When you amplify positive emotions, brain imaging studies show increased activity in the ventral striatum along with the anterior cingulate cortex, a region involved in monitoring conflicting signals. The anterior cingulate is particularly interesting here because its job is to detect and manage situations where competing demands exist. When you feel happy and sad at the same time, your brain is essentially processing two legitimate emotional signals and holding them both in awareness rather than forcing one to override the other.

True Simultaneity or Rapid Switching?

Researchers still debate the mechanics. One camp argues that two emotions genuinely fire at the same time, a true co-activation. The reasoning is that your attention can process at least two streams of information at once. When a single event contains both positive and negative features (a wedding that reminds you of a deceased parent, for instance), both emotional responses activate together.

A second possibility is that your brain alternates between happiness and sadness so rapidly that the transitions blur into what feels like one unified experience. Think of it like a light flickering between two colors so fast it appears to produce a third. Some researchers argue that either mechanism, co-activation or rapid alternation, produces a genuine mixed emotional experience. The subjective feeling is the same regardless of which process creates it.

A third view holds that only one emotion can occupy conscious awareness at any given instant, and what people call “mixed emotions” is really a quick back-and-forth they recall as simultaneous. But even proponents of this view acknowledge that the rapid succession of opposing feelings creates something experientially distinct from feeling just one emotion at a time.

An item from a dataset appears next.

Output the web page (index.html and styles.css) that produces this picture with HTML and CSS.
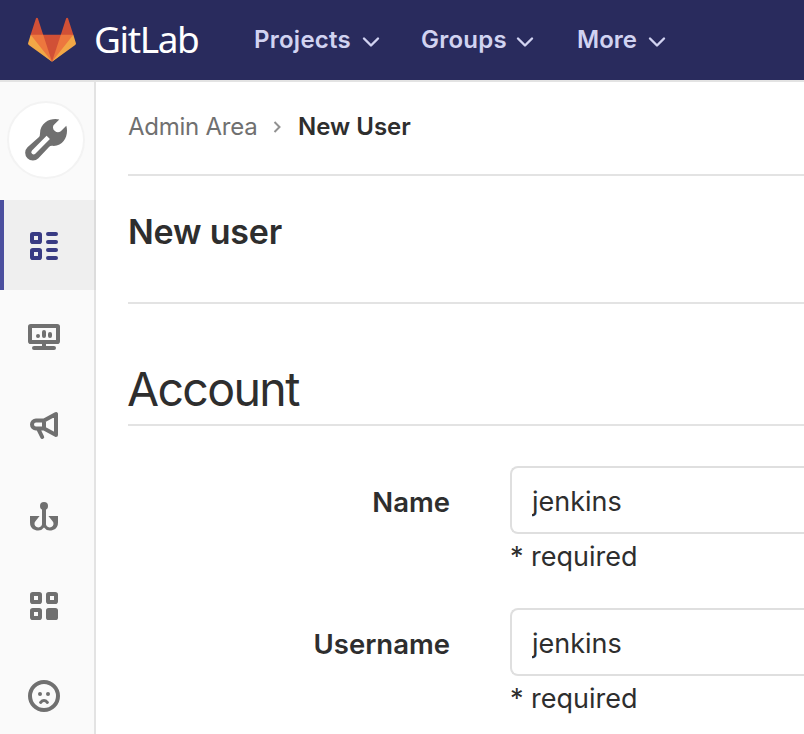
FILE: index.html
```html
<!DOCTYPE html>
<html lang="en">
<head>
<meta charset="utf-8">
<title>New User · Admin Area · GitLab</title>
<link rel="stylesheet" href="styles.css">
</head>
<body>
<header class="navbar">
  <a class="brand">
    <svg class="tanuki" viewBox="0 0 36 36">
      <path class="ear" d="M2 14l9.38 9v-9l-4-12.28c-.205-.632-1.176-.632-1.38 0z"/>
      <path class="ear" d="M34 14l-9.38 9v-9l4-12.28c.205-.632 1.176-.632 1.38 0z"/>
      <path class="ear" d="M18 34.38 3 14h30z"/>
      <path class="eye" d="M18 34.38 11.38 14H2l4 11z"/>
      <path class="eye" d="M18 34.38 24.62 14H34l-4 11z"/>
      <path class="cheek" d="M2 14L.1 20.16c-.18.565 0 1.2.5 1.56l17.42 12.66z"/>
      <path class="cheek" d="M34 14l1.9 6.16c.18.565 0 1.2-.5 1.56L18 34.38z"/>
    </svg>
    <span class="wordmark">GitLab</span>
  </a>
  <nav class="menu">
    <a class="menu-item projects"><span>Projects</span><svg class="caret" viewBox="0 0 18 12"><path d="M2 2.5l7 7 7-7"/></svg></a>
    <a class="menu-item groups"><span>Groups</span><svg class="caret" viewBox="0 0 18 12"><path d="M2 2.5l7 7 7-7"/></svg></a>
    <a class="menu-item more"><span>More</span><svg class="caret" viewBox="0 0 18 12"><path d="M2 2.5l7 7 7-7"/></svg></a>
  </nav>
</header>
<div class="layout">
  <aside class="sidebar">
    <a class="avatar">
      <svg class="wrench" viewBox="0 0 48 48">
        <path d="M37.3 3.6C31 1.500 18 5 18 17.500Q18 20 17 21L5.500 31.200A7.700 7.700 0 0 0 16.400 42.300L27 31Q28.200 29.700 30 29.800C42 31 47 19 44.300 9.800L38.800 15.300A4.900 4.900 0 0 1 31.500 9.300z"/>
        <path class="slot" d="M24.600 19.800L10 34.400A2.300 2.300 0 0 0 13.300 37.700L27.900 23.100z"/>
      </svg>
    </a>
    <a class="side-item active"><svg class="icon" viewBox="0 0 16 16"><g class="line"><rect x="2" y="2" width="4" height="4" rx=".4"/><rect x="2" y="10" width="4" height="4" rx=".4"/><path d="M10 2h4M10 6h4M10 10h4M10 14h4"/></g></svg></a>
    <a class="side-item"><svg class="icon" viewBox="0 0 16 16"><g class="line"><rect x="1" y="3" width="14" height="8" rx=".4"/><path d="M8 11v3M3 14h10M8 6v2M11 7v1M5 8h.01"/></g></svg></a>
    <a class="side-item"><svg class="icon" viewBox="0 0 16 16"><g class="line"><path d="M8 5.300H4a2 2 0 0 0 0 4h4zM8 5.300L14 2v10.500L8 9.300M5.300 9.800l1.800 3.700"/></g></svg></a>
    <a class="side-item"><svg class="icon" viewBox="0 0 16 16"><circle cx="8" cy="3" r="2"/><path d="M7 4h2v8.200a1.900 1.900 0 1 0 3.300-1.600L10.200 8H15v3.200a3.900 3.900 0 0 1-7 2.500 3.900 3.900 0 0 1-7-2.500V8h4.800l-2.100 2.600A1.900 1.900 0 1 0 7 12.200z"/></svg></a>
    <a class="side-item"><svg class="icon" viewBox="0 0 16 16"><g class="line"><rect x="2" y="2" width="4" height="4" rx=".4"/><rect x="10" y="2" width="4" height="4" rx=".4"/><rect x="2" y="10" width="4" height="4" rx=".4"/></g><rect x="9" y="9" width="6" height="6" rx="1.300"/></svg></a>
    <a class="side-item"><svg class="icon" viewBox="0 0 16 16"><g class="line"><circle cx="8" cy="8" r="7"/><path class="mouth" d="M6.300 11.200q1.700-1.900 3.400 0"/></g><circle cx="6" cy="7" r="1"/><circle cx="10" cy="7" r="1"/></svg></a>
  </aside>
  <main class="content">
    <nav class="breadcrumbs">
      <a class="crumb">Admin Area</a>
      <svg class="crumb-sep" viewBox="0 0 8 14"><path d="M1.500 2l5 5-5 5"/></svg>
      <span class="crumb-current">New User</span>
    </nav>
    <h3 class="page-title">New user</h3>
    <form>
      <h2 class="legend">Account</h2>
      <div class="field">
        <label class="label" for="name">Name</label>
        <div class="control"><input class="input" id="name" value="jenkins"><span class="hint">* required</span></div>
      </div>
      <div class="field">
        <label class="label" for="username">Username</label>
        <div class="control"><input class="input" id="username" value="jenkins"><span class="hint">* required</span></div>
      </div>
    </form>
  </main>
</div>
</body>
</html>
```
FILE: styles.css
```css
* { box-sizing: border-box; }
body {
  margin: 0;
  height: 734px;
  overflow: hidden;
  background: #fff;
  color: #2e2e2e;
  font-family: Inter, "Liberation Sans", sans-serif;
  white-space: nowrap;
}
svg { display: block; flex: none; }

.navbar {
  display: flex;
  height: 82px;
  padding-left: 28px;
  background: #292b5d;
  border-bottom: 2px solid #e3e3e3;
}
.brand { display: flex; width: 226px; }
.tanuki { width: 48px; height: 48px; margin-top: 16px; }
.ear { fill: #d15036; }
.eye { fill: #ed773e; }
.cheek { fill: #f2a746; }
.wordmark {
  margin-left: 18px;
  color: #fff;
  font: 400 37px/78px "Noto Sans", sans-serif;
  letter-spacing: -1.4px;
}
.menu { display: flex; color: #d1d3f1; font-size: 24px; font-weight: 600; line-height: 79px; letter-spacing: .25px; }
.menu span { height: 80px; }
.menu-item { display: flex; align-items: center; justify-content: space-between; }
.projects { width: 126px; margin-right: 41px; }
.groups { width: 113px; margin-right: 43px; }
.more { width: 89px; letter-spacing: 0; }
.caret { width: 18px; height: 12px; margin-top: 3px; fill: none; stroke: currentColor; stroke-width: 2.4; stroke-linecap: round; stroke-linejoin: round; }

.layout { display: flex; height: 652px; }
.sidebar { flex: none; width: 96px; background: #fafafa; border-right: 2px solid #e3e3e3; }
.avatar {
  display: flex;
  align-items: center;
  justify-content: center;
  width: 78px;
  height: 78px;
  margin: 19px 0 21px 7px;
  border: 2px solid #f3f3f3;
  border-radius: 50%;
  background: #fff;
}
.wrench { width: 48px; height: 48px; fill: #707070; }
.wrench .slot { fill: #fff; }
.side-item { display: flex; height: 90px; padding: 30px 0 0 28px; }
.active { width: 96px; padding-left: 24px; background: #efefef; border-left: 4px solid #4b4f9e; border-right: 2px solid #dcdcdc; }
.icon { width: 32px; height: 32px; fill: #707070; color: #707070; }
.active .icon { color: #393b83; }
.line { fill: none; stroke: currentColor; stroke-width: 2; stroke-linecap: round; stroke-linejoin: round; }
.mouth { stroke-width: 1.5; }

.content { flex: 1; min-width: 0; padding-left: 32px; }
.breadcrumbs { display: flex; align-items: center; height: 94px; padding-bottom: 2px; border-bottom: 2px solid #e3e3e3; font-size: 24px; line-height: 30px; }
.crumb { width: 144px; color: #707070; letter-spacing: -.25px; }
.crumb-sep { width: 8px; height: 14px; margin: 0 17px 0 1px; fill: none; stroke: #919191; stroke-width: 2; }
.crumb-current { font-weight: 600; }
.page-title { height: 128px; margin: 0; padding-top: 33px; border-bottom: 2px solid #e3e3e3; font-size: 34px; font-weight: 600; line-height: 46px; letter-spacing: -.2px; }
.legend { height: 122px; margin: 0 0 40px; padding-top: 54px; border-bottom: 2px solid #e3e3e3; font-size: 46.5px; font-weight: 400; line-height: 62px; letter-spacing: -1.65px; text-indent: -1px; }
.field { display: flex; height: 142px; }
.label { flex: none; width: 322px; text-align: right; font-size: 27.5px; font-weight: 600; line-height: 73px; }
.control { flex: 1; min-width: 0; display: flex; flex-direction: column; margin-left: 60px; }
.input {
  width: 100%;
  height: 68px;
  padding: 2px 20px 0;
  border: 2px solid #dfdfdf;
  border-right: 0;
  border-radius: 8px 0 0 8px;
  background: #fff;
  color: inherit;
  font: 400 27px/40px Inter, sans-serif;
}
.hint { font-size: 27px; line-height: 46px; }
```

When Mixed Emotions Are Most Likely

Certain moments in life reliably trigger the blend of happiness and sadness. They tend to share a common feature: something meaningful is ending or changing. Graduations, weddings, a child’s first day of school, retirement, moving to a new city. These are transitions where gain and loss exist in the same breath. You’re proud and excited, but you’re also letting go of something.

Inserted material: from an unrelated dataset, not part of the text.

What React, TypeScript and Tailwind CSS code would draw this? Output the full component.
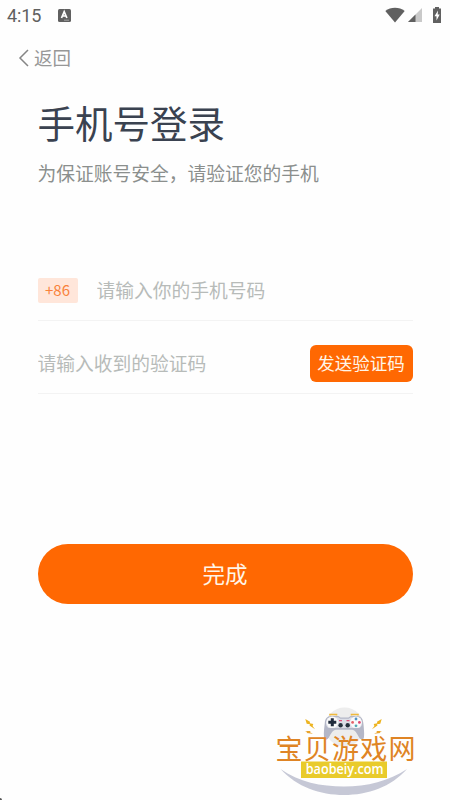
import React, { useState } from 'react';

const StatusBar: React.FC = () => (
  <div className="flex h-8 items-center justify-between pl-[7px] pr-[8px] text-[#606060]">
    <div className="flex items-center gap-[16px]">
      <span className="w-[35px] whitespace-nowrap font-[Roboto,sans-serif] text-[18px] leading-8 tracking-[-0.1px]">4:15</span>
      <svg className="mb-[2px] h-[13px] w-[13px]" viewBox="0 0 13 13">
        <rect width="13" height="13" rx="1.5" fill="#606060" />
        <path d="M3.5 9 6.2 2.6 8.9 9M4.5 7H8" fill="none" stroke="#fff" strokeWidth="1.7" />
        <path d="M6 11.2h5" stroke="#b5b5b5" strokeWidth="0.8" />
      </svg>
    </div>
    <svg className="mb-[2px] h-[18px] w-[57px]" viewBox="0 0 57 18">
      <path d="M.3 5C5.8.6 14.2.6 19.7 5L10 16.5z" fill="#606060" />
      <path d="M37 2v14H23z" fill="#c9c9c9" />
      <path d="M30.5 8.5V16H23z" fill="#606060" />
      <path d="M48 2.500h2V1h4v1.500h2V17h-8V2.500z" fill="#606060" />
      <path d="M53 4.500 49.500 10.300h2V14.500L54.700 8.500h-2z" fill="#fff" />
    </svg>
  </div>
);

const SiteMark: React.FC = () => (
  <svg
    className="pointer-events-none absolute left-[260px] top-[690px] h-[110px] w-[170px]"
    viewBox="0 0 170 110"
  >
    <circle cx="84.500" cy="37" r="19.500" fill="#ededed" />
    {/* gamepad */}
    <path d="M70 25.500v-1h6.500v1M91.500 25.500v-1H98v1" fill="none" stroke="#efb93c" strokeWidth="1.600" />
    <path
      d="M71 26h7.500l2 1.500h8l2-1.500H97c4 0 6 3 6.200 7 .5 5 1.300 9 .8 14-.4 3.300-3.200 3.300-4.700.8-2.300-4-4-8-7.300-8H76c-3.300 0-5 4-7.300 8-1.500 2.500-4.300 2.500-4.700-.8-.5-5 .3-9 .8-14 .2-4 2.200-7 6.200-7z"
      fill="#b4b7c7"
    />
    <path d="M71 27.200h7.300l2 1.500h8.400l2-1.500H97c3.200 0 5 2.800 5 6 0 2-.8 3.600-2.300 4.800H68.300C66.800 36.800 66 35.200 66 33.200c0-3.200 1.800-6 5-6z" fill="#dcdee7" />
    <circle cx="72.300" cy="32.300" r="5.800" fill="#fafafa" />
    <circle cx="96" cy="32.300" r="5.800" fill="#fafafa" />
    <path d="M72.300 28.300v8M68.300 32.300h8" stroke="#202b3c" strokeWidth="3" />
    <circle cx="96" cy="29" r="1.400" fill="#5193c5" />
    <circle cx="96" cy="35.800" r="1.400" fill="#53a9b5" />
    <circle cx="92.600" cy="32.400" r="1.400" fill="#e56269" />
    <circle cx="99.400" cy="32.400" r="1.400" fill="#df4770" />
    <path d="M79 30.600h3M86.500 30.600h3" stroke="#dd527b" strokeWidth="1.200" />
    <circle cx="80.600" cy="35.300" r="2.200" fill="#26313e" />
    <circle cx="87.700" cy="35.300" r="2.200" fill="#26313e" />
    {/* sparks */}
    <path d="M45.300 29 50 31.800l-.2 1.500 3.500.7-.7 2 2.400 3.300-5.500-3.800.5-1.200-3.300-.6z" fill="#edb421" />
    <path d="M45 41h5.500l-.5 1.200 3 1.600-6.500-.8.700-1z" fill="#e9a42d" />
    <path d="M121.700 29 117 31.800l.2 1.500-3.500.7.700 2-2.400 3.300 5.500-3.800-.5-1.200 3.300-.6z" fill="#edb421" />
    <path d="M122 41h-5.500l.5 1.200-3 1.600 6.500-.8-.7-1z" fill="#e9a42d" />
    <path d="M20.500 79C39 92 61 96.500 84 96.500s45-5.500 63-17.500C131 97 108 105 84 105S37 97 20.500 79z" fill="#c6c8d6" />
    <rect x="41" y="71.500" width="86" height="16.500" fill="#e9cb2b" />
    <text x="45.700" y="84" textLength="78" lengthAdjust="spacingAndGlyphs" className="fill-white font-['Open_Sans',sans-serif] text-[15px] font-semibold">baobeiy.com</text>
    <text x="15.500" y="68.500" textLength="140" className="fill-[#df8424] font-['Noto_Sans_CJK_SC',sans-serif] text-[27px]">宝贝游戏网</text>
  </svg>
);

const App: React.FC = () => {
  const [phone, setPhone] = useState('');
  const [code, setCode] = useState('');

  return (
    <div className="relative h-[800px] w-[450px] overflow-hidden bg-[#fefefe] font-['Noto_Sans_CJK_SC',sans-serif]">
      <StatusBar />
      <button type="button" className="mt-3 flex h-7 items-center gap-[5px] pl-[18px] text-[18.500px] text-[#979797]">
        <svg className="h-[18px] w-[11px]" viewBox="0 0 11 18" fill="none" stroke="#858585" strokeWidth="1.500">
          <path d="M10 1 2 9l8 8" />
        </svg>
        返回
      </button>

      <main className="px-[37.5px]">
        <h1 className="mt-[23px] text-[37.5px] leading-[54px] text-[#3a4250]">手机号登录</h1>
        <p className="mt-[10px] whitespace-nowrap text-[18.75px] leading-7 text-[#8b8f8d]">
          为保证账号安全，请验证您的手机
        </p>

        <div className="mt-[73px] flex h-[61px] items-center border-b border-[#f3f3f3]">
          <span className="flex h-[25px] w-[40px] items-center justify-center rounded-[2px] bg-[#ffe6da] text-[15px] text-[#f9823a]">
            +86
          </span>
          <input
            value={phone}
            onChange={(e) => setPhone(e.target.value)}
            placeholder="请输入你的手机号码"
            className="ml-[19px] min-w-0 flex-1 text-[18.75px] leading-7 outline-none placeholder:text-[#b7bbb9]"
          />
        </div>
        <div className="flex h-[73px] items-center border-b border-[#f3f3f3] pt-[12px]">
          <input
            value={code}
            onChange={(e) => setCode(e.target.value)}
            placeholder="请输入收到的验证码"
            className="min-w-0 flex-1 text-[18.75px] leading-7 outline-none placeholder:text-[#b7bbb9]"
          />
          <button type="button" className="h-[37px] w-[103px] rounded-[6px] bg-[#ff6802] text-[17.5px] text-[#fff5e8]">
            发送验证码
          </button>
        </div>

        <button type="button" className="mt-[150px] h-[60px] w-full rounded-full bg-[#ff6802] text-[22.500px] text-[#fff5e8]">
          完成
        </button>
      </main>

      <SiteMark />
      <span className="absolute bottom-0 left-0 h-[2px] w-[2px] rounded-tr-full bg-[#555]" />
    </div>
  );
};

export default App;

The Greek word “charmolypi” captures this perfectly. It translates roughly to “sweet, joy-making sorrow,” the feeling of celebrating someone’s life at a funeral or waving goodbye to a child growing up. English offers “bittersweet,” but it doesn’t quite capture the full emotional weight. The fact that multiple cultures have developed specific vocabulary for this state suggests it’s a universal human experience, not a quirk of any one emotional style.

Nostalgia is another potent trigger. Reflecting on happy memories carries an inherent awareness that those times have passed. The warmth of the memory and the ache of its absence coexist. Researchers studying endings found that reminiscing about good times is genuinely double-edged: the act of remembering brings both pleasure and a piercing awareness of time’s passage.

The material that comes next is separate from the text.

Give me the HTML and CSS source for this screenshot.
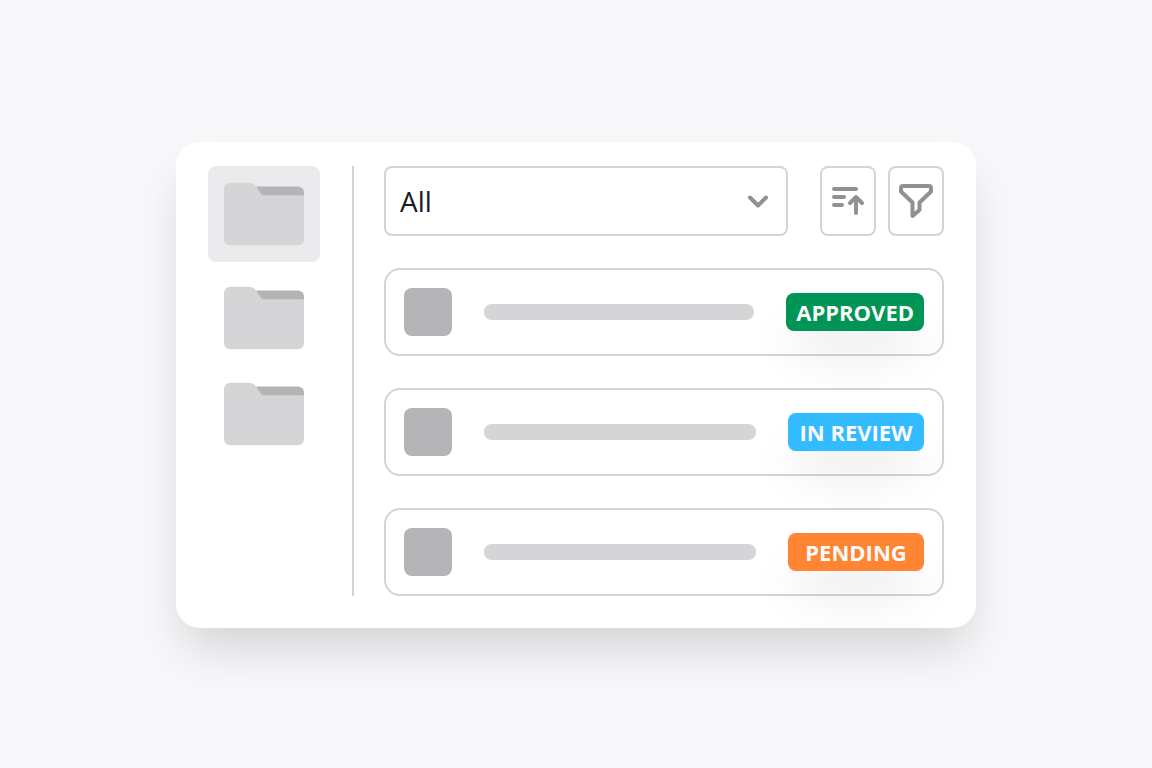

Culture Shapes How You Experience the Blend

Your cultural background influences how often you feel mixed emotions and how comfortable you are with them. Research comparing East Asian and North American participants found a striking pattern: when Americans rated how frequently they experienced positive and negative emotions, those ratings were negatively correlated (more happiness meant less sadness). For East Asian participants, the correlation was positive, meaning happiness and sadness rose and fell more in tandem.

This difference appears linked to dialectical thinking, a philosophical tradition more common in East Asian cultures that embraces contradiction and change as natural. In Western cultures, which tend to emphasize consistency and clarity, feeling two opposing emotions can feel uncomfortable or wrong. One study found that American participants felt significantly more discomfort than Chinese participants when encountering emotionally mixed situations, while Chinese participants felt more discomfort in purely positive scenarios. Both groups experienced mixed emotions at comparable intensity. The difference was in how unsettling those emotions felt.

Mixed Emotions and Mental Health

Rather than signaling a problem, the ability to experience mixed emotions appears connected to psychological resilience. People who are high in trait resilience, meaning they adapt well to stress and bounce back from difficulty, tend to experience positive emotions even during stressful events. After the September 11 attacks, researchers who had been studying a group of students before the crisis found that the most resilient individuals reported experiencing gratitude, interest, and love alongside the anger, sadness, and fear that everyone felt. Those positive emotions didn’t erase the negative ones. They coexisted.

That coexistence mattered. The resilient individuals who experienced positive emotions amid their grief showed greater psychological growth afterward, including increases in optimism, well-being, and tranquility. The positive emotions fully explained the link between resilience and post-crisis growth. In other words, the ability to feel something good while also feeling something terrible wasn’t denial. It was a psychological resource.

This connects to a broader concept called emotional granularity: the ability to make fine-grained distinctions in what you’re feeling. People with high emotional granularity don’t just feel “bad.” They can distinguish between sadness, frustration, disappointment, and grief. Recognizing that you’re feeling happy and sad at the same time, rather than just “confused,” is itself a form of emotional sophistication that supports better coping.

When Children Develop This Ability

Young children tend to see emotions as all-or-nothing. You’re either happy or sad, not both. The ability to understand and experience mixed emotions develops gradually. Earlier research placed this milestone around age five, but more recent work has found that some children as young as three can recognize mixed emotions in others, even if they can’t yet report feeling them personally. In one study, 49% of children aged three to five recognized a character’s mixed emotional experience, while only 12% reported feeling mixed emotions themselves while watching the same scene.

This gap suggests that understanding mixed emotions develops in stages: first you can see it in others, then you can identify it in yourself. It’s a cognitive milestone that requires holding two ideas in mind at once, something that matures as the prefrontal cortex develops through childhood and adolescence.